§ SOURCE DATA
>> BEGIN
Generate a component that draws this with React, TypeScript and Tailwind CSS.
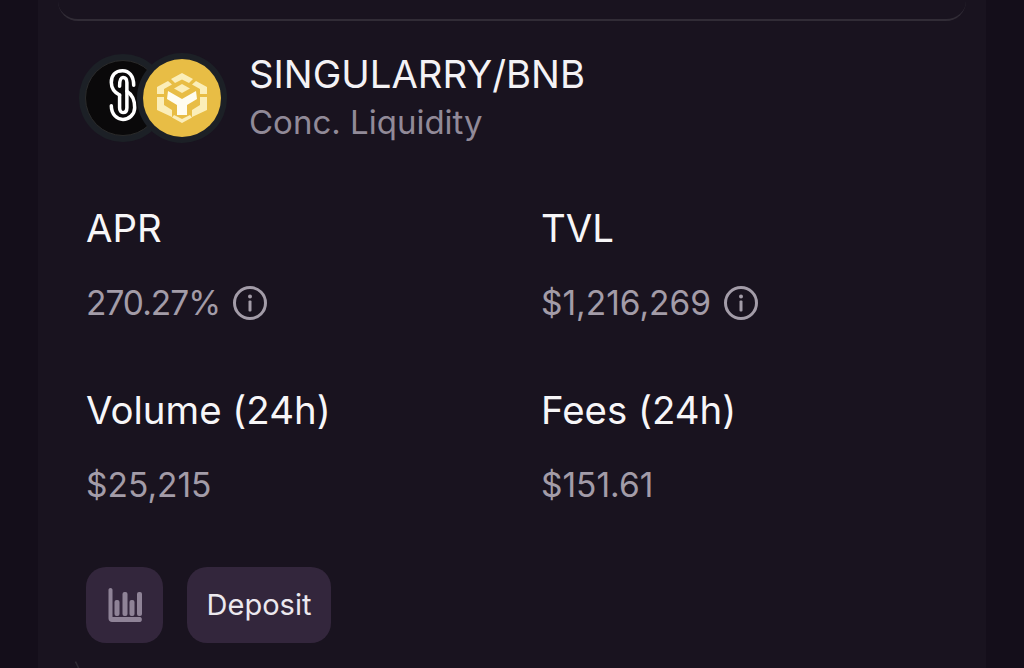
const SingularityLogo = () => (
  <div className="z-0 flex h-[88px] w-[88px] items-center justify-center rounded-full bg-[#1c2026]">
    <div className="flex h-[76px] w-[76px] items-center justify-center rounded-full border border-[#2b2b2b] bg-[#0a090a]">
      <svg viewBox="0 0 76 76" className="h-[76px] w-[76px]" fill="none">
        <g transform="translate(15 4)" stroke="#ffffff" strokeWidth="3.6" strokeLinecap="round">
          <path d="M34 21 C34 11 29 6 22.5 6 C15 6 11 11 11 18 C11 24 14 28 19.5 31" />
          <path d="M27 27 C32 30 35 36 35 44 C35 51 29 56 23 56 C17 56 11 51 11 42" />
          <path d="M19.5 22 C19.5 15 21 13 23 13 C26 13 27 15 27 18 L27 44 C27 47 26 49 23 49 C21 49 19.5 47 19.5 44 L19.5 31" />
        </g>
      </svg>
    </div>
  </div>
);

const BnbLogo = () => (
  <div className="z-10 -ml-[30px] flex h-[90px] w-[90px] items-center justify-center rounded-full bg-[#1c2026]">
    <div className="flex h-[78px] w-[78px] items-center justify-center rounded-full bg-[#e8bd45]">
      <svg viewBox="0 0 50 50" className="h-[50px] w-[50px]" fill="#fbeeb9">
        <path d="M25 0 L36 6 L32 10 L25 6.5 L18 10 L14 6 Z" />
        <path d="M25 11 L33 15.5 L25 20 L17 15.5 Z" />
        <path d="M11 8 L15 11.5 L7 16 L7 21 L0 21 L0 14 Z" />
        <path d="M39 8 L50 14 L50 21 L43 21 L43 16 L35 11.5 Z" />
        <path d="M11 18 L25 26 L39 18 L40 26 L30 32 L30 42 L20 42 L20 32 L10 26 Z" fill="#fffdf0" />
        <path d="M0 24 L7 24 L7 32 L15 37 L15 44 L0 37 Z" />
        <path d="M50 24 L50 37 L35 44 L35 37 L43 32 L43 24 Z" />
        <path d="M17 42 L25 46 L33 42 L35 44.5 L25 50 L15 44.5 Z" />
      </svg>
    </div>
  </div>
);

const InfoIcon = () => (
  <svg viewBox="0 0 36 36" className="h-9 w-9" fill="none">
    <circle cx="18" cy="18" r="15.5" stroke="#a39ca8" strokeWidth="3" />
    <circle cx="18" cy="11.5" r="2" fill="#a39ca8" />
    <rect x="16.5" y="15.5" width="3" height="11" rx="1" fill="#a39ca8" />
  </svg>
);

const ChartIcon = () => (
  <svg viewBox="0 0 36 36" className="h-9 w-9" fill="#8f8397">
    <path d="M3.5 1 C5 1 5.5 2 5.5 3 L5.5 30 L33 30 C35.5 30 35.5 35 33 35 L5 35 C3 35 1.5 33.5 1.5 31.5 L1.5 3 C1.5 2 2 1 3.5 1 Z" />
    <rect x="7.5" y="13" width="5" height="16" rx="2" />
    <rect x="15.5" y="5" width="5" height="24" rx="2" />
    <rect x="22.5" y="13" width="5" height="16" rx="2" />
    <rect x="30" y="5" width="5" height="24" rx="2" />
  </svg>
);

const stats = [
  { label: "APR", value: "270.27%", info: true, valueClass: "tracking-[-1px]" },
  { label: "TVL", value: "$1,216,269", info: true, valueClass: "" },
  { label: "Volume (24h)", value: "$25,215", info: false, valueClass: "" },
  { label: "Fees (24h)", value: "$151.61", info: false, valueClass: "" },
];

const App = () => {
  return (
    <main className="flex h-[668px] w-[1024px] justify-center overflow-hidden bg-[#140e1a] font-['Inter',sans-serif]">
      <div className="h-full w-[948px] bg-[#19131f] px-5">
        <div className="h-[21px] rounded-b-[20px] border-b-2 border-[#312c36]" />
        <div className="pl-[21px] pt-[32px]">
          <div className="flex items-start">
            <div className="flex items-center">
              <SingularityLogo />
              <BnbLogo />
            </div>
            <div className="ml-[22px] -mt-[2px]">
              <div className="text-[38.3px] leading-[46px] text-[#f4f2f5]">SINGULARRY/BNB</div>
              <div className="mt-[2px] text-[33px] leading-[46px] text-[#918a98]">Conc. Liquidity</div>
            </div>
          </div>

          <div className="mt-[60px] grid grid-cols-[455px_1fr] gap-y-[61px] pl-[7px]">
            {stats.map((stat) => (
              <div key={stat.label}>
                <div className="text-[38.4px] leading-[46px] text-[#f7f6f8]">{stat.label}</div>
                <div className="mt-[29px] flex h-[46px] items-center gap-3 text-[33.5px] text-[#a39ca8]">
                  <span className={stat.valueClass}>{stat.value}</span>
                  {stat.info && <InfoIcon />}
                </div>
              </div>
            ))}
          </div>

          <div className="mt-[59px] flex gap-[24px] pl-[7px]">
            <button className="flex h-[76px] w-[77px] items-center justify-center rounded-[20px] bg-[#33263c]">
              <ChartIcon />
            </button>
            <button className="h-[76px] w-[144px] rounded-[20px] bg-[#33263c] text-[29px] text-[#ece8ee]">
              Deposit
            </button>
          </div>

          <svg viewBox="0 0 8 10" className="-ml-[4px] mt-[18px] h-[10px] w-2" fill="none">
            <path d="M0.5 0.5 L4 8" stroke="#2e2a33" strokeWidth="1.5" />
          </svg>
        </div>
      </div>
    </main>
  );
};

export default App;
>> END
§ WORK INSTRUCTIONS
In the copy, include no pictures; restate the listing above exactly.

§ THE ANSWER
Generate a component that draws this with React, TypeScript and Tailwind CSS.
const SingularityLogo = () => (
  <div className="z-0 flex h-[88px] w-[88px] items-center justify-center rounded-full bg-[#1c2026]">
    <div className="flex h-[76px] w-[76px] items-center justify-center rounded-full border border-[#2b2b2b] bg-[#0a090a]">
      <svg viewBox="0 0 76 76" className="h-[76px] w-[76px]" fill="none">
        <g transform="translate(15 4)" stroke="#ffffff" strokeWidth="3.6" strokeLinecap="round">
          <path d="M34 21 C34 11 29 6 22.5 6 C15 6 11 11 11 18 C11 24 14 28 19.5 31" />
          <path d="M27 27 C32 30 35 36 35 44 C35 51 29 56 23 56 C17 56 11 51 11 42" />
          <path d="M19.5 22 C19.5 15 21 13 23 13 C26 13 27 15 27 18 L27 44 C27 47 26 49 23 49 C21 49 19.5 47 19.5 44 L19.5 31" />
        </g>
      </svg>
    </div>
  </div>
);

const BnbLogo = () => (
  <div className="z-10 -ml-[30px] flex h-[90px] w-[90px] items-center justify-center rounded-full bg-[#1c2026]">
    <div className="flex h-[78px] w-[78px] items-center justify-center rounded-full bg-[#e8bd45]">
      <svg viewBox="0 0 50 50" className="h-[50px] w-[50px]" fill="#fbeeb9">
        <path d="M25 0 L36 6 L32 10 L25 6.5 L18 10 L14 6 Z" />
        <path d="M25 11 L33 15.5 L25 20 L17 15.5 Z" />
        <path d="M11 8 L15 11.5 L7 16 L7 21 L0 21 L0 14 Z" />
        <path d="M39 8 L50 14 L50 21 L43 21 L43 16 L35 11.5 Z" />
        <path d="M11 18 L25 26 L39 18 L40 26 L30 32 L30 42 L20 42 L20 32 L10 26 Z" fill="#fffdf0" />
        <path d="M0 24 L7 24 L7 32 L15 37 L15 44 L0 37 Z" />
        <path d="M50 24 L50 37 L35 44 L35 37 L43 32 L43 24 Z" />
        <path d="M17 42 L25 46 L33 42 L35 44.5 L25 50 L15 44.5 Z" />
      </svg>
    </div>
  </div>
);

const InfoIcon = () => (
  <svg viewBox="0 0 36 36" className="h-9 w-9" fill="none">
    <circle cx="18" cy="18" r="15.5" stroke="#a39ca8" strokeWidth="3" />
    <circle cx="18" cy="11.5" r="2" fill="#a39ca8" />
    <rect x="16.5" y="15.5" width="3" height="11" rx="1" fill="#a39ca8" />
  </svg>
);

const ChartIcon = () => (
  <svg viewBox="0 0 36 36" className="h-9 w-9" fill="#8f8397">
    <path d="M3.5 1 C5 1 5.5 2 5.5 3 L5.5 30 L33 30 C35.5 30 35.5 35 33 35 L5 35 C3 35 1.5 33.5 1.5 31.5 L1.5 3 C1.5 2 2 1 3.5 1 Z" />
    <rect x="7.5" y="13" width="5" height="16" rx="2" />
    <rect x="15.5" y="5" width="5" height="24" rx="2" />
    <rect x="22.5" y="13" width="5" height="16" rx="2" />
    <rect x="30" y="5" width="5" height="24" rx="2" />
  </svg>
);

const stats = [
  { label: "APR", value: "270.27%", info: true, valueClass: "tracking-[-1px]" },
  { label: "TVL", value: "$1,216,269", info: true, valueClass: "" },
  { label: "Volume (24h)", value: "$25,215", info: false, valueClass: "" },
  { label: "Fees (24h)", value: "$151.61", info: false, valueClass: "" },
];

const App = () => {
  return (
    <main className="flex h-[668px] w-[1024px] justify-center overflow-hidden bg-[#140e1a] font-['Inter',sans-serif]">
      <div className="h-full w-[948px] bg-[#19131f] px-5">
        <div className="h-[21px] rounded-b-[20px] border-b-2 border-[#312c36]" />
        <div className="pl-[21px] pt-[32px]">
          <div className="flex items-start">
            <div className="flex items-center">
              <SingularityLogo />
              <BnbLogo />
            </div>
            <div className="ml-[22px] -mt-[2px]">
              <div className="text-[38.3px] leading-[46px] text-[#f4f2f5]">SINGULARRY/BNB</div>
              <div className="mt-[2px] text-[33px] leading-[46px] text-[#918a98]">Conc. Liquidity</div>
            </div>
          </div>

          <div className="mt-[60px] grid grid-cols-[455px_1fr] gap-y-[61px] pl-[7px]">
            {stats.map((stat) => (
              <div key={stat.label}>
                <div className="text-[38.4px] leading-[46px] text-[#f7f6f8]">{stat.label}</div>
                <div className="mt-[29px] flex h-[46px] items-center gap-3 text-[33.5px] text-[#a39ca8]">
                  <span className={stat.valueClass}>{stat.value}</span>
                  {stat.info && <InfoIcon />}
                </div>
              </div>
            ))}
          </div>

          <div className="mt-[59px] flex gap-[24px] pl-[7px]">
            <button className="flex h-[76px] w-[77px] items-center justify-center rounded-[20px] bg-[#33263c]">
              <ChartIcon />
            </button>
            <button className="h-[76px] w-[144px] rounded-[20px] bg-[#33263c] text-[29px] text-[#ece8ee]">
              Deposit
            </button>
          </div>

          <svg viewBox="0 0 8 10" className="-ml-[4px] mt-[18px] h-[10px] w-2" fill="none">
            <path d="M0.5 0.5 L4 8" stroke="#2e2a33" strokeWidth="1.5" />
          </svg>
        </div>
      </div>
    </main>
  );
};

export default App;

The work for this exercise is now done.